• Goal: Count the lines containing "full". Give the number alone.

• Given data:
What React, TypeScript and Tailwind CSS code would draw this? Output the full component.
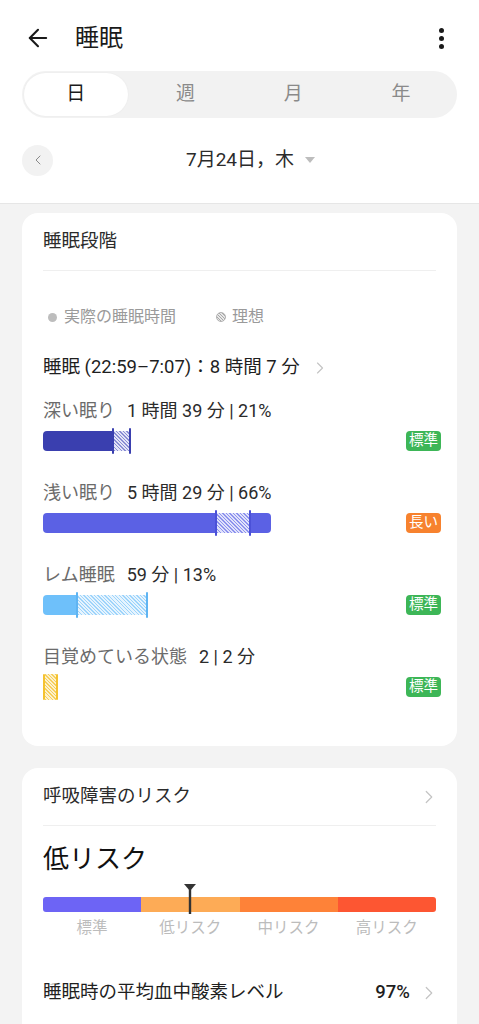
import { ArrowLeft, ChevronLeft, ChevronRight } from 'lucide-react'

const font = "font-[Roboto,'Noto_Sans_CJK_JP',sans-serif]"

function Badge({ label, tone }: { label: string; tone: 'green' | 'orange' }) {
  const bg = tone === 'green' ? 'bg-[#3db657]' : 'bg-[#f7822e]'
  return (
    <span className={`${bg} mr-[-5px] h-[20px] px-[3px] rounded-[4px] text-white text-[14.5px] leading-[20px]`}>
      {label}
    </span>
  )
}

function StageRow({ label, value, badge, tone, children, first }: {
  label: string
  value: string
  badge: string
  tone: 'green' | 'orange'
  children: React.ReactNode
  first?: boolean
}) {
  return (
    <div className={first ? 'mt-[22px]' : 'mt-[30px]'}>
      <div className="h-[20px] flex items-center gap-[12px] text-[18px]">
        <span className="text-[#6b6b6b]">{label}</span>
        <span className="text-[#2b2b2b]">{value}</span>
      </div>
      <div className="mt-[10px] h-[22px] flex items-center justify-between">
        <div className="flex items-center">{children}</div>
        <Badge label={badge} tone={tone} />
      </div>
    </div>
  )
}

export default function App() {
  const mark = 'w-[2px] h-[26px] rounded-full'

  return (
    <div className={`${font} w-[479px] min-h-[1024px] bg-[#f3f3f3] text-[#222]`}>
      {/* Header */}
      <div className="bg-white border-b border-[#e6e6e6]">
        <div className="h-[71px] pt-[5px] flex items-center px-[24px]">
          <ArrowLeft className="size-[28px] text-[#1a1a1a]" strokeWidth={1.8} />
          <span className="ml-[23px] text-[24px] text-[#1a1a1a]">睡眠</span>
          <div className="ml-auto mr-[11px] flex flex-col gap-[3px] items-center">
            <span className="size-[5px] rounded-full bg-[#1a1a1a]" />
            <span className="size-[5px] rounded-full bg-[#1a1a1a]" />
            <span className="size-[5px] rounded-full bg-[#1a1a1a]" />
          </div>
        </div>

        {/* Tabs */}
        <div className="mx-[22px] h-[47px] rounded-full bg-[#f2f2f2] p-[2px] grid grid-cols-4 text-[19px]">
          <div className="mr-[4px] rounded-full bg-white flex items-center justify-center text-[#1a1a1a] shadow-[0_0_2px_rgba(0,0,0,0.05)]">日</div>
          <div className="flex items-center justify-center text-[#8a8a8a]">週</div>
          <div className="flex items-center justify-center text-[#8a8a8a]">月</div>
          <div className="flex items-center justify-center text-[#8a8a8a]">年</div>
        </div>

        {/* Date */}
        <div className="mt-[11px] mb-[12px] h-[62px] px-[22px] flex items-center relative">
          <div className="size-[31px] rounded-full bg-[#f2f2f2] flex items-center justify-center">
            <ChevronLeft className="size-[16px] text-[#8a8a8a]" strokeWidth={1.5} />
          </div>
          <div className="absolute left-0 right-0 flex items-center justify-center pl-[22px] pointer-events-none">
            <span className="text-[19px] text-[#2b2b2b]">7月24日，木</span>
            <svg width="10" height="7" viewBox="0 0 10 7" className="ml-[11px]">
              <path d="M0 0 L10 0 L5 6 Z" fill="#bdbdbd" />
            </svg>
          </div>
        </div>
      </div>

      {/* Sleep stages card */}
      <div className="mt-[9px] mx-[22px] rounded-[16px] bg-white px-[21px] pb-[48px]">
        <div className="h-[58px] flex items-center border-b border-[#efefef] text-[18.5px] text-[#2b2b2b]">
          睡眠段階
        </div>

        <div className="mt-[36px] h-[20px] flex items-center text-[16px] text-[#9a9a9a]">
          <span className="ml-[5px] size-[9px] rounded-full bg-[#bdbdbd]" />
          <span className="ml-[7px]">実際の睡眠時間</span>
          <span className="ml-[40px] size-[10px] rounded-full border border-[#b0b0b0] bg-[image:repeating-linear-gradient(45deg,#a8a8a8_0px,#a8a8a8_1px,#e8e8e8_1px,#e8e8e8_2.2px)]" />
          <span className="ml-[6px]">理想</span>
        </div>

        <div className="mt-[31px] h-[20px] flex items-center text-[18.5px] text-[#1f1f1f]">
          <span>睡眠 (22:59–7:07)：8 時間 7 分</span>
          <ChevronRight className="ml-[10px] size-[20px] text-[#c4c4c4]" strokeWidth={1.4} />
        </div>

        <StageRow first label="深い眠り" value="1 時間 39 分 | 21%" badge="標準" tone="green">
          <div className="w-[69px] h-[20px] rounded-l-[4px] bg-[#3a3faf]" />
          <div className={`${mark} bg-[#3a3faf]`} />
          <div className="w-[15px] h-[20px] bg-[image:repeating-linear-gradient(45deg,#8a8dd4_0px,#8a8dd4_1px,#e3e4f7_1px,#e3e4f7_2.5px)]" />
          <div className={`${mark} bg-[#3a3faf]`} />
        </StageRow>

        <StageRow label="浅い眠り" value="5 時間 29 分 | 66%" badge="長い" tone="orange">
          <div className="w-[172px] h-[20px] rounded-l-[4px] bg-[#5b61e4]" />
          <div className={`${mark} bg-[#4b51d8]`} />
          <div className="w-[32px] h-[20px] bg-[image:repeating-linear-gradient(45deg,#8d92ee_0px,#8d92ee_1px,#e0e2fb_1px,#e0e2fb_2.5px)]" />
          <div className={`${mark} bg-[#4b51d8]`} />
          <div className="w-[20px] h-[20px] rounded-r-[4px] bg-[#5b61e4]" />
        </StageRow>

        <StageRow label="レム睡眠" value="59 分 | 13%" badge="標準" tone="green">
          <div className="w-[33px] h-[20px] rounded-l-[4px] bg-[#6ec0fa]" />
          <div className={`${mark} bg-[#5fb4f2]`} />
          <div className="w-[68px] h-[20px] bg-[image:repeating-linear-gradient(45deg,#9ed4fb_0px,#9ed4fb_1px,#e6f4fe_1px,#e6f4fe_2.5px)]" />
          <div className={`${mark} bg-[#5fb4f2]`} />
        </StageRow>

        <StageRow label="目覚めている状態" value="2 | 2 分" badge="標準" tone="green">
          <div className="w-[2px] h-[26px] rounded-full bg-[#f4c22f]" />
          <div className="w-[11px] h-[26px] bg-[image:repeating-linear-gradient(45deg,#f6cf5c_0px,#f6cf5c_1px,#fdf1cc_1px,#fdf1cc_2.5px)]" />
          <div className="w-[2px] h-[26px] rounded-full bg-[#f4c22f]" />
        </StageRow>
      </div>

      {/* Breathing risk card */}
      <div className="mt-[22px] mx-[22px] rounded-t-[16px] bg-white px-[21px] pb-[30px]">
        <div className="h-[58px] flex items-center justify-between border-b border-[#efefef] text-[18.5px] text-[#2b2b2b]">
          <span>呼吸障害のリスク</span>
          <ChevronRight className="mr-[-4px] size-[22px] text-[#c4c4c4]" strokeWidth={1.3} />
        </div>

        <div className="mt-[16px] h-[34px] flex items-center text-[26px] text-[#111]">低リスク</div>

        <div className="relative mt-[21px]">
          <div className="h-[15px] rounded-[3px] overflow-hidden grid grid-cols-4">
            <div className="bg-[#6d64f5]" />
            <div className="bg-[#fdab56]" />
            <div className="bg-[#fe8238]" />
            <div className="bg-[#fd5632]" />
          </div>
          <svg width="12" height="30" viewBox="0 0 12 30" className="absolute left-[141px] top-[-13px]">
            <path d="M0 0 H12 L6.8 6 H5.2 Z" fill="#333" />
            <rect x="4.8" y="4" width="2.4" height="26" fill="#333" />
          </svg>
        </div>

        <div className="mt-[5px] h-[18px] grid grid-cols-4 items-center text-[15.5px] text-[#bcbcbc] text-center">
          <span>標準</span>
          <span>低リスク</span>
          <span>中リスク</span>
          <span>高リスク</span>
        </div>

        <div className="mt-[48px] h-[20px] flex items-center text-[18.5px] text-[#1f1f1f]">
          <span>睡眠時の平均血中酸素レベル</span>
          <span className="ml-auto mr-[2px] font-medium">97%</span>
          <ChevronRight className="ml-[6px] mr-[-4px] size-[22px] text-[#c4c4c4]" strokeWidth={1.3} />
        </div>
      </div>
    </div>
  )
}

• Completed exercise: 12